Property is the biggest purchase most people will make, which is why you’ll need to be sure that any low doc home loan you apply for is suited to your needs. With so many options available, it can be difficult to know which one to select, so doing your homework is essential.
Here are some of the key questions you need to ask yourself when determining whether a product is right for you.
Do I want a fixed or variable rate mortgage?
Self-employed home loans typically come with two options – fixed or variable rate. The first will mean your repayments stay the same throughout the duration of your deal, while the second means they can vary depending on factors such as the official cash rate.
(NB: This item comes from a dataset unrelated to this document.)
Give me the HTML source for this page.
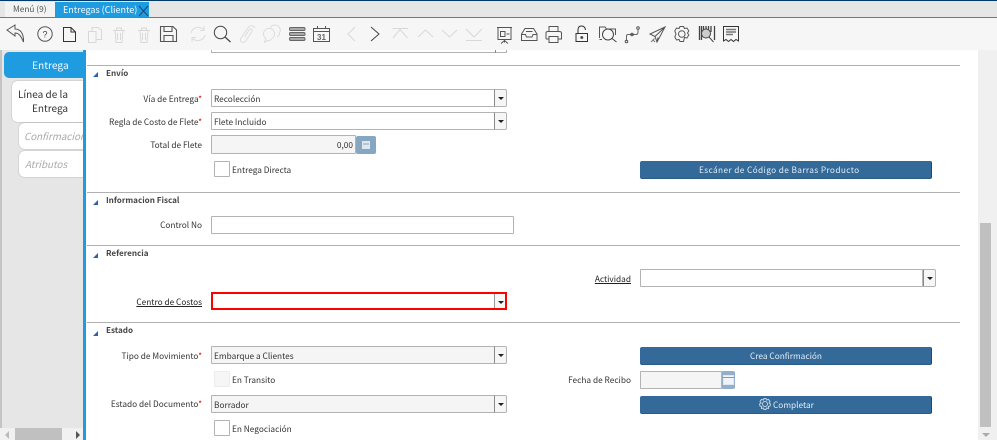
<!DOCTYPE html>
<html><head><meta charset="utf-8"><style>
html,body{margin:0;padding:0}
body{width:997px;height:440px;overflow:hidden;background:#fff;position:relative;font-family:"Noto Sans CJK JP","Liberation Sans",sans-serif;font-size:8.3px;color:#333}
div,span{position:absolute;box-sizing:border-box;white-space:nowrap}
.l{text-align:right;line-height:14px;height:14px;color:#333}
.l i{font-style:normal;color:#e00000}
.u{text-decoration:underline;color:#222}
.h{font-weight:bold;color:#444;line-height:12px;font-size:8.1px}
.tri{width:0;height:0;border-left:5px solid transparent;border-bottom:5px solid #2a62b0}
.hr{left:87px;width:873px;height:1px;background:#b0b0b0}
.f{border:1px solid #b3b3b3;background:#fff;border-radius:1px;line-height:18px;padding-left:2px;color:#333}
.ro{background:#f5f5f5}
.dd{width:13px;border:1px solid #b3b3b3;border-left:1px solid #8a8a8a;background:#f6f6f6;border-radius:0 2px 2px 0}
.dd:after{content:"";position:absolute;left:2.500px;top:7px;border-left:3px solid transparent;border-right:3px solid transparent;border-top:3px solid #222}
.cb{width:16px;height:16px;border:1px solid #b3b3b3;background:#fff;border-radius:1px}
.btn{background:#336a99;border-radius:2px;color:#e4edf4;line-height:18px;height:18px;left:640px;width:292px;border-right:1px solid #1e4a70;border-bottom:1px solid #2b5c86}
.tab{border-radius:5px 0 0 5px;background:#fff}
</style></head><body>
<div style="left:0;top:0;width:997px;height:1px;background:#003a6b"></div>
<div style="left:0;top:1px;width:997px;height:16px;background:#e6e6e6"></div>
<div style="left:5px;top:2px;width:50px;height:15px;background:#f3f3f3;line-height:15px;color:#555;padding-left:8px">Menú (9)</div>
<div style="left:55px;top:2px;width:94px;height:15px;background:#1f9ce0;color:#f2f8fc;line-height:15px;padding-left:8px;font-size:9px">Entregas (Cliente)</div>
<svg style="position:absolute;left:138px;top:4px" width="11" height="13"><path d="M1 2L10 12M10 2L1 12" stroke="#1a4a75" stroke-width="1" fill="none"/></svg>
<div style="left:0;top:17px;width:997px;height:1px;background:#2a8dcc"></div>
<div style="left:0;top:18px;width:997px;height:32px;background:#f6f6f6"></div>

<svg style="position:absolute;left:0;top:18px" width="760" height="32" fill="none" stroke="#555" stroke-width="1">
<path d="M7 12L15 7V11C20 11 24 15 23.500 24C21 18 19 15 15 15V18Z"/>
<circle cx="45" cy="16" r="7.200"/><text x="42.500" y="19.500" font-size="9" font-family="Liberation Sans" fill="#444" stroke="none">?</text>
<path d="M63.500 9.500H71L75.500 14V23.500H63.500ZM71 9.500V14H75.500" stroke="#333"/>
<g stroke="#d8d8d8"><path d="M88.500 13.500H96V24.500H88.500ZM92 13V9.500H98L101.500 12V21.500H96"/>
<path d="M113 12.500H125M115 12.500L116 24.500H122L123 12.500M116.500 12.500V10H121.500V12.500M117.500 15V22M120.500 15V22"/>
<path d="M138 12.500H150M140 12.500L141 24.500H147L148 12.500M141.500 12.500V10H146.500V12.500M142.500 15V22M145.500 15V22"/></g>
<path d="M160.500 8.500H173L176.500 12V23.500H160.500ZM164 8.500V13.500H172V8.500M164 23.500V17.500H173V23.500" stroke-width="1.100"/>
<g stroke="#dcdcdc"><path d="M191 15C192 10 199 7 204 12M204 8V12.500H200M205 17C204 22 197 25 192 20M192 24V19.500H196"/>
<path d="M255 10C253 6.500 249.500 7.500 247.500 10.500L241 20C239 24 243.500 26 246 22.500L252 13.500C253 11.500 250.500 10 249 12L244.500 19"/>
<path d="M272 20.500A5.500 5.500 0 1 0 266 20.500L264.500 24L268 22.500Q270 23 272 20.500Z"/><path d="M270.500 9.500A5 5 0 0 1 279.500 15Q279.500 17.500 277 19"/></g>
<circle cx="220.500" cy="14.500" r="6.200" stroke="#444"/><path d="M225 19L230.500 24" stroke="#444" stroke-width="1.200"/>
<g fill="#aaa" stroke="#666"><rect x="289.500" y="9.500" width="15.500" height="3" rx="1.200"/><rect x="289.500" y="14.500" width="15.500" height="3" rx="1.200"/><rect x="289.500" y="19.500" width="15.500" height="3" rx="1.200"/></g>
<path d="M313.500 10.500H329.500V23.500H313.500ZM313.500 13.500H329.500M317.500 8V11M325.500 8V11"/>
<text x="317" y="22" font-size="8" font-weight="bold" font-family="Liberation Sans" fill="#666" stroke="none">31</text>
<g stroke="#d8d8d8"><path d="M355 9L348 16L355 23"/><path d="M392.500 10.500H408M393 20L400 11.500L407.500 20"/><path d="M418 19L425.500 12L433 19"/><path d="M442 12L449.500 19L457 12"/><path d="M466 11L474 19L482 11M466 22.500H482"/></g>
<path d="M371 9L379 16L371 23" stroke="#444"/>
<g stroke="#555"><path d="M497 9.500H512M498 9.500V21.500H511V9.500M504.500 21.500V24.500M501 25.500L504.500 22.500L508 25.500M500.500 13.500H505V18.500H500.500ZM506.500 16H509.500"/></g>
<path d="M521.500 16L525 10.500H533.500L537 16V22.500H521.500ZM521.500 16.500H525.500L526.500 19H532L533 16.500H537M526 13.500H532.500"/>
<path d="M549 14V8.500H558V14M546 21V15Q546 13.500 548 13.500H559Q561.500 13.500 561.500 15V21H558M549 21H546M549 18.500H558V24.500H549Z"/>
<path d="M576 15.500H587.500V23.500H576ZM578 15.500V12Q578 8 581.500 8Q585 8 585.500 12" stroke="#333"/><circle cx="581.800" cy="19.500" r="1" fill="#333"/>
<path d="M599.500 20V9H605L606.500 11H615.500V17M599.500 21.500H602"/><circle cx="608" cy="16.500" r="5.500" stroke="#444"/><path d="M612 20.500L616.500 24" stroke="#444"/>
<path d="M626.500 23V18Q626.500 16.500 628 16.500H636Q638 16.500 638 14V11" stroke="#666"/><circle cx="626.500" cy="23.500" r="1.300"/><circle cx="632" cy="16.500" r="1.300"/><circle cx="638" cy="10" r="1.300"/>
<path d="M665 9L650 16L655 18.500L657 24L665 9ZM665 9L655 18.500M657 24L658 19.500"/><path d="M651 24L654.500 20.500M653 22L655 24" stroke="#777"/>
<path d="M680 8.500H683.500L684.500 10.500L687 10L688.800 13L687.500 15L688.800 17L687 20L684.500 19.500L683.500 23.500H680L679 21.500L676.500 22L674.800 19L676 16L674.800 13L676.500 10L679 10.500Z"/><circle cx="681.800" cy="16" r="3.300"/>
<path d="M699.500 8V22M701.500 8V22M703.500 8V14M706 8V14M708.500 8V14M711 8V14M714.500 8V22" stroke="#444" stroke-width="1.300"/><circle cx="706" cy="15.500" r="4.500" stroke="#444" fill="#ccc"/><path d="M709 19L713.500 24" stroke="#444"/>
<path d="M723.500 8.500H738.500V23L736 21.500L733.500 23.500L731 21.500L728.500 23.500L726 21.500L723.500 23Z" stroke="#333"/><path d="M726 11.500H736M726 14H736M726 16.500H733" stroke="#777" stroke-width="1.400"/>
</svg>

<!-- left panel -->
<div style="left:0;top:50px;width:84px;height:378px;background:#e6e6e6"></div>
<div style="left:0;top:50px;width:2px;height:378px;background:#c4c4c4"></div>
<div style="left:4px;top:52px;width:79px;height:26px;background:#1f9ce0;border-radius:5px 0 0 5px;color:#f4fafd;font-size:10.200px;line-height:26px;padding-left:28px">Entrega</div>
<div class="tab" style="left:12px;top:81px;width:71px;height:41px;box-shadow:0 0 1px #777;font-size:10px;line-height:14px;color:#333"><span style="left:6px;top:6px">Línea de la</span><span style="left:20px;top:20px">Entrega</span></div>
<div class="tab" style="left:19px;top:123px;width:64px;height:26px;overflow:hidden;box-shadow:0 0 1px #777;font-style:italic;font-size:9.800px;line-height:26px;color:#aaa;padding-left:5px">Confirmacion</div>
<div class="tab" style="left:19px;top:151px;width:64px;height:26px;box-shadow:0 0 1px #777;font-style:italic;font-size:9.800px;line-height:26px;color:#aaa;padding-left:6px">Atributos</div>
<div style="left:0;top:428px;width:84px;height:12px;background:#f1f1f1"></div>
<div style="left:15px;top:428px;width:47px;height:12px;background:#c0c0c0"></div>
<div style="left:5px;top:431px;border-right:4px solid #bbb;border-top:4px solid transparent;border-bottom:4px solid transparent"></div>
<div style="left:76px;top:431px;border-left:4px solid #555;border-top:4px solid transparent;border-bottom:4px solid transparent"></div>
<div style="left:83px;top:50px;width:3px;height:390px;background:#1f9ce0"></div>

<!-- stub -->
<div style="left:211px;top:50px;width:296px;height:3px;border:1px solid #b3b3b3;border-top:0"></div>
<div style="left:495px;top:50px;width:1px;height:3px;background:#888"></div>

<div class="hr" style="top:65px"></div><div class="hr" style="top:192px"></div><div class="hr" style="top:245px"></div><div class="hr" style="top:322px"></div>

<div class="tri" style="left:93px;top:72px"></div><div class="h" style="left:106px;top:68px">Envío</div>
<div class="l" style="right:795px;top:92px">Vía de Entrega<i>*</i></div>
<div class="f" style="left:211px;top:89px;width:284px;height:18px">Recolección</div><div class="dd" style="left:494px;top:89px;height:18px"></div>
<div class="l" style="right:795px;top:115px">Regla de Costo de Flete<i>*</i></div>
<div class="f" style="left:211px;top:112px;width:284px;height:18px">Flete Incluido</div><div class="dd" style="left:494px;top:112px;height:18px"></div>
<div class="l" style="right:795px;top:138px">Total de Flete</div>
<div class="f ro" style="left:211px;top:135px;width:145px;height:19px;text-align:right;padding-right:2px;line-height:18px">0,00</div>
<div style="left:356px;top:136px;width:20px;height:18px;background:#86a7c2;border-radius:2px"></div>
<svg style="position:absolute;left:362px;top:141px" width="8" height="8"><path d="M0 0H8V8H0Z" fill="#dfe8ef"/><path d="M1 3H7" stroke="#86a7c2"/></svg>
<div class="cb" style="left:214px;top:161px"></div><div class="l" style="left:232px;top:163px;text-align:left">Entrega Directa</div>
<div class="btn" style="top:161px"><span style="left:59px;letter-spacing:.37px">Escáner de Código de Barras Producto</span></div>

<div class="tri" style="left:93px;top:200px"></div><div class="h" style="left:106px;top:195px">Informacion Fiscal</div>
<div class="l" style="right:795px;top:218px">Control No</div>
<div class="f" style="left:211px;top:216px;width:303px;height:18px"></div>

<div class="tri" style="left:93px;top:253px"></div><div class="h" style="left:106px;top:248px">Referencia</div>
<div class="l u" style="right:366px;top:272px">Actividad</div>
<div class="f" style="left:640px;top:269px;width:283px;height:18px"></div><div class="dd" style="left:923px;top:269px;height:18px"></div>
<div class="l u" style="right:795px;top:295px">Centro de Costos</div>
<div style="left:211px;top:292px;width:296px;height:18px;border:2px solid #f00;background:#fff"></div>
<div class="dd" style="left:494px;top:294px;height:14px;width:11px;border:0;border-left:1px solid #999"></div>

<div class="tri" style="left:93px;top:331px"></div><div class="h" style="left:106px;top:325px">Estado</div>
<div class="l" style="right:795px;top:349px">Tipo de Movimiento<i>*</i></div>
<div class="f ro" style="left:211px;top:346px;width:284px;height:18px">Embarque a Clientes</div><div class="dd" style="left:494px;top:346px;height:18px"></div>
<div class="btn" style="top:347px"><span style="left:110px">Crea Confirmación</span></div>
<div class="cb" style="left:214px;top:371px;background:#f6f6f6;border-color:#ececec"></div><div class="l" style="left:232px;top:373px;text-align:left">En Transito</div>
<div class="l" style="right:366px;top:373px">Fecha de Recibo</div>
<div class="f ro" style="left:640px;top:371px;width:82px;height:18px"></div>
<div style="left:722px;top:371px;width:13px;height:18px;background:#94afc9;border-radius:0 2px 2px 0"></div>
<svg style="position:absolute;left:723px;top:375px" width="11" height="10"><path d="M0.500 0.500H10.500V9.500H0.500Z" fill="#f0f4f7" stroke="#dfe8ef"/><path d="M0 2.500H11" stroke="#7f9cb8"/></svg>
<div class="l" style="right:795px;top:397px">Estado del Documento<i>*</i></div>
<div class="f ro" style="left:211px;top:395px;width:284px;height:18px">Borrador</div><div class="dd" style="left:494px;top:395px;height:18px"></div>
<div class="btn" style="top:396px"><span style="left:133px">Completar</span></div>
<svg style="position:absolute;left:759px;top:398px" width="12" height="12" fill="none" stroke="#c5d4e2"><path d="M5 .5H7L7.500 2L9.500 1.500L11 3.500L10 5L11.500 6L11 8L9.500 8.500L9.500 10.500L7.500 10L7 11.500H5L4.500 10L2.500 10.500L2.500 8.500L1 8L.5 6L2 5L1 3.500L2.500 1.500L4.500 2Z"/><circle cx="6" cy="6" r="2.500"/></svg>
<div class="cb" style="left:214px;top:420px"></div><div class="l" style="left:232px;top:422px;text-align:left">En Negociación</div>

<!-- v scrollbar -->
<div style="left:978px;top:50px;width:19px;height:390px;background:#f0f0f0"></div>
<div style="left:980px;top:223px;width:11px;height:204px;background:#c0c0c0"></div>
<div style="left:982px;top:433px;border-top:4px solid #aaa;border-left:4px solid transparent;border-right:4px solid transparent"></div>
</body></html>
If you want the security of knowing that you can keep up with repayments, then the first option might be the right one for you. However, there can be advantages to variable deals, so make sure you discuss this with an advisor before coming to a final decision.
What fees are included in the mortgage?
Some low doc home loans will come with additional fees, which are something you will need to factor into your calculations. This can include everything from mortgage insurance to valuation and application fees, so make sure you read the small print.
Can I make additional repayments?
You may find there are some restrictions on overpaying your low doc home loan, so if this is something you’re considering, make sure you’re familiar with the terms and conditions.
In some cases, it might be that you can’t overpay by more than 10 per cent of the property purchase price. Every lender will have their own rules, so spend some time finding out exactly what they are.